◆ What you need to do
Pull out every line of the listing below where "components" appears.
>>>
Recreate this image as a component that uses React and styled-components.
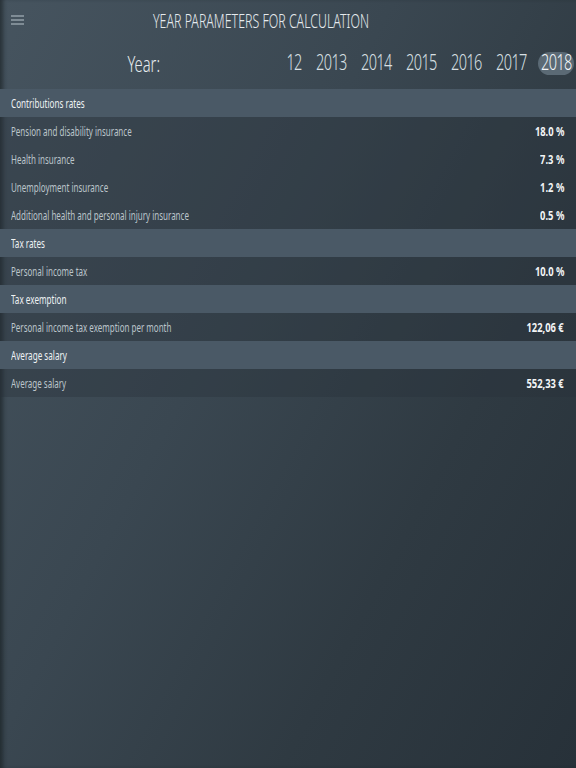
import styled, { createGlobalStyle } from "styled-components";

const GlobalStyle = createGlobalStyle`
  html, body {
    margin: 0;
    padding: 0;
    background: #323e47;
  }
`;

// no condensed face is installed, so text is narrowed with scaleX
const font = `"Noto Sans", "DejaVu Sans", sans-serif`;

const Page = styled.div`
  width: 576px;
  height: 768px;
  overflow: hidden;
  font-family: ${font};
  background: linear-gradient(118deg, #46545f 0%, #3a4751 40%, #2f3a42 70%, #273139 100%);
  box-shadow: inset 5px 0 4px -2px rgba(20, 26, 30, 0.6);
`;

const TopBar = styled.div`
  height: 40px;
  display: grid;
  grid-template-columns: 40px 1fr 94px;
  align-items: center;
`;

const MenuButton = styled.div`
  padding-left: 11px;
  display: flex;
  align-items: center;
`;

const Title = styled.h1`
  margin: 0;
  text-align: center;
  font-size: 20px;
  font-weight: 300;
  color: #e6ebee;
  white-space: nowrap;
  transform: scaleX(0.62);
`;

const YearBar = styled.div`
  height: 47px;
  padding-bottom: 2px;
  display: flex;
  align-items: center;
`;

const YearLabel = styled.div`
  width: 160px;
  flex: none;
  text-align: right;
  font-size: 22px;
  font-weight: 300;
  color: #e6ebee;
  transform: translateY(-1px) scaleX(0.67);
  transform-origin: right center;
`;

const Years = styled.div`
  margin-left: auto;
  display: flex;
  align-items: center;
`;

const YearItem = styled.div`
  flex: none;
  position: relative;
  width: ${(p) => (p.$partial ? "19px" : "45px")};
  height: 23px;
  display: flex;
  justify-content: ${(p) => (p.$partial ? "flex-end" : "center")};
  align-items: center;
  overflow: ${(p) => (p.$partial ? "hidden" : "visible")};
  color: ${(p) => (p.$active ? "#f2f5f7" : "#d9e0e4")};

  &::before {
    content: "";
    position: absolute;
    top: 0;
    left: 7px;
    width: 36px;
    height: 23px;
    border-radius: 12px;
    background: ${(p) => (p.$active ? "#5b6a75" : "transparent")};
  }
`;

const YearText = styled.span`
  flex: none;
  position: relative;
  font-size: 21px;
  font-weight: 300;
  line-height: 1;
  letter-spacing: -0.8px;
  transform: translate(3px, -1px) scaleX(0.69);
`;

const SectionHead = styled.div`
  height: 28px;
  display: flex;
  align-items: center;
  padding: 0 11px;
  background: #4a5966;
`;

const HeadText = styled.span`
  display: inline-block;
  white-space: nowrap;
  color: #eef2f4;
  font-size: 12.5px;
  transform: scaleX(0.65);
  transform-origin: left center;
`;

const Row = styled.div`
  height: 28px;
  display: flex;
  align-items: center;
  justify-content: space-between;
  padding: 0 12px 0 11px;
  background: rgba(40, 50, 58, 0.35);
`;

const Label = styled.span`
  display: inline-block;
  white-space: nowrap;
  font-size: 12.5px;
  font-weight: 400;
  color: #bcc5cb;
  transform: scaleX(0.64);
  transform-origin: left center;
`;

const Value = styled.span`
  display: inline-block;
  white-space: nowrap;
  font-size: 12.5px;
  font-weight: 700;
  color: #f3f5f6;
  transform: scaleX(0.75);
  transform-origin: right center;
`;

const sections = [
  {
    title: "Contributions rates",
    rows: [
      ["Pension and disability insurance", "18.0 %"],
      ["Health insurance", "7.3 %"],
      ["Unemployment insurance", "1.2 %"],
      ["Additional health and personal injury insurance", "0.5 %"],
    ],
  },
  { title: "Tax rates", rows: [["Personal income tax", "10.0 %"]] },
  {
    title: "Tax exemption",
    rows: [["Personal income tax exemption per month", "122,06 €"]],
  },
  { title: "Average salary", rows: [["Average salary", "552,33 €"]] },
];

const years = ["2012", "2013", "2014", "2015", "2016", "2017", "2018"];

function MenuIcon() {
  return (
    <svg width="13" height="10" viewBox="0 0 13 10">
      <g stroke="#8e9ba4" strokeWidth="1.6">
        <line x1="0" y1="1" x2="13" y2="1" />
        <line x1="0" y1="5" x2="13" y2="5" />
        <line x1="0" y1="9" x2="13" y2="9" />
      </g>
    </svg>
  );
}

export default function App() {
  return (
    <>
      <GlobalStyle />
      <Page>
        <TopBar>
          <MenuButton>
            <MenuIcon />
          </MenuButton>
          <Title>YEAR PARAMETERS FOR CALCULATION</Title>
        </TopBar>
        <YearBar>
          <YearLabel>Year:</YearLabel>
          <Years>
            {years.map((y, i) => (
              <YearItem key={y} $partial={i === 0} $active={y === "2018"}>
                <YearText>{y}</YearText>
              </YearItem>
            ))}
          </Years>
        </YearBar>
        {sections.map((s) => (
          <div key={s.title}>
            <SectionHead>
              <HeadText>{s.title}</HeadText>
            </SectionHead>
            {s.rows.map(([l, v]) => (
              <Row key={l}>
                <Label>{l}</Label>
                <Value>{v}</Value>
              </Row>
            ))}
          </div>
        ))}
      </Page>
    </>
  );
}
<<<
◆ Complete answer
Recreate this image as a component that uses React and styled-components.
import styled, { createGlobalStyle } from "styled-components";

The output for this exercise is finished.